加えて電動車の拡大と普及は、税収の減少にもつながっていく。特にエンジン排気量に由来する自動車税、そして燃料税の減収は深刻だろう。特にスポットを当てなくてはならないのが、ガソリンと軽油に課せられている税収の行方だ。燃料に関する税金の半分は道路財源なので、燃料を使わないEVやFCVのオーナーは、道路インフラのコスト負担も減免されているという事実がある。今後、EVとFCVが増加すれば、ユーザーによる負担の差に不満が高まる可能性があり、また政府や自治体が、道路財源を確保すべく新税を創設する可能性があるのだ。
地球や地域の環境を守るために次世代エコカーの果たす役割は大きく、EVやFCVに限定せずとも、好適なエコカーの普及は促進されるべきだ。しかしながら、特定のクルマのオーナーだけが減税措置や補助金の交付を受けるようでは、インフラコストは受益者が平等に負担すべきという前提が崩れていってしまう。そして、エコカー向けの減税分を穴埋めするのも、補助金の財源となるのも、われわれの税金なのだ。

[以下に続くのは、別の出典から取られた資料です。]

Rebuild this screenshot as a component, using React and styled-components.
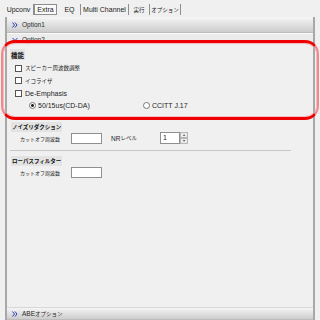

そもそも自動車税種別割で、日産リーフなどの実用車とポルシェ・タイカンのような高性能EVの税率が同じというのは、やはり疑問がある。走行時にCO2を排出しないという点は同じだが、車格やキャラクターの違いから、エネルギーの使い方も効率も大きく異なるからだ。消費される電気にも自動車特有の課税はないのだから、どこかしらで差別化を図るべきではないか。ただ、10年ほど前に国交省が自動車のモーター出力の細分化を検討したこともあったため、いずれは是正措置が取られることになるだろう。なんにせよ、EV、FCVを車格を気にせずお得に楽しめるのは、ここ数年が最後のタイミングとなるのかもしれない。